1. Decide what you want to put in your hanger, and how big it will be. It doesn't have to be a plant; it could be a dish to collect keys, mail, soaps in your bathroom, etc. Then get your supplies together! You will need: some type of strong string (I used leather because I had a lot on hand), some type of ring (I had this old brass circle brooch, and I cut off the pin back and filed it smooth), scissors, and you can use any decorative beads or tubes if you choose (I was going to then decided to keep it simple). *If you decide to add beads or tubes, you will need to add those before you add your knots!
2. Cut eight lengths of string, or leather, or whatever you're using. The length you cut depends on how long you want your hanger to be. I cut mine about 5 feet long, and my hanger is about 2 feet long when finished.
3. Get all four pieces of your string together, and pull it through your ring so that your ring is in the middle of your strings. You should now have eight ends hanging below your ring. Tie a basic knot in your strings below your ring.
4. Decide how far down you want your knots to start, then start knotting! Just make a simple knot with two of your strings, move on to two more, and continue until you have four knots.

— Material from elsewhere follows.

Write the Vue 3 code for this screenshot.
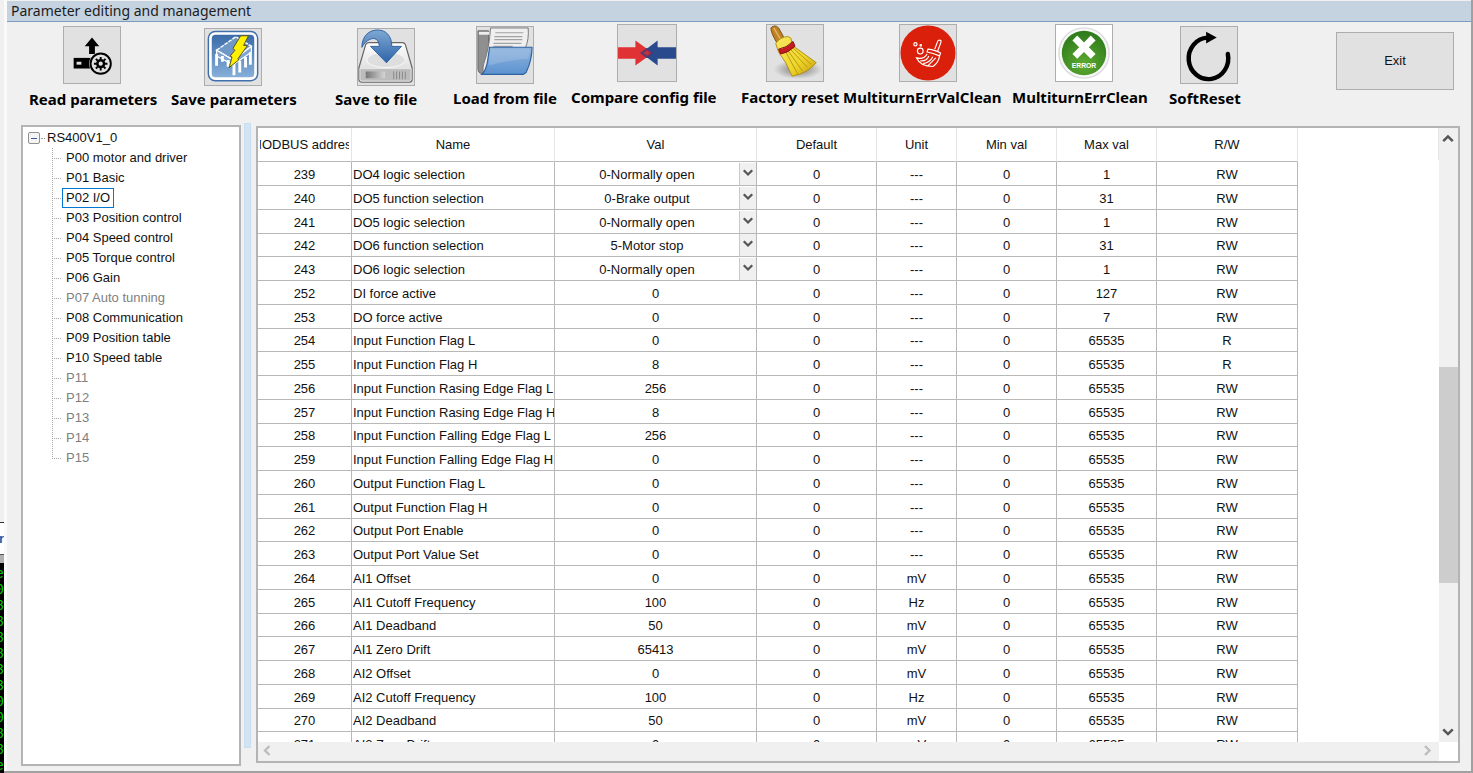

5. Move down and continue knotting your strings. This time, use one string from a previous knot, and one from another knot. You don't want to tie a knot with same two strings from the knot above.
6. Finish the bottom off by tying a simple knot. Make sure it's nice and tight so it won't come loose from the weight of your planter!
7. Hang that b*tch up! I found this hook somewhere among some other things, and I have no idea why I had it, but I set it aside thinking maybe I could use it one day. And now I have. Also, it's going to be a little more difficult to get your plant situated in the hanger if you have long vines hanging down. This part was a little tricky since I was aiming for minimum plant mutilation.
That was the finished project until I had to pull a Danielle, and try to readjust the knot at the bottom without taking the planter out first. I paid less than a dollar for this vintage planter, so it's not like I'm out a light bill or anything, but I really loved it, so I was pretty pissed with myself. From DIY success to maximum destruction in no time.
What started out as a free DIY since I had all the supplies at home has turned into one that will cost me a few bucks as I now have to buy another planter (I went through a purge last year and got rid of all my indoor planters thinking I'd never use them again). Oh well, we live and learn (or in my case, we live and break things and don't learn how not to break, but instead learn that breaking sucks).
So there you have it - you can ruin your DIY just as fast as you can create it. I really should've seen it coming though, considering I'm kind of known in my house for being the one to accidentally break lots of perfectly good stuff.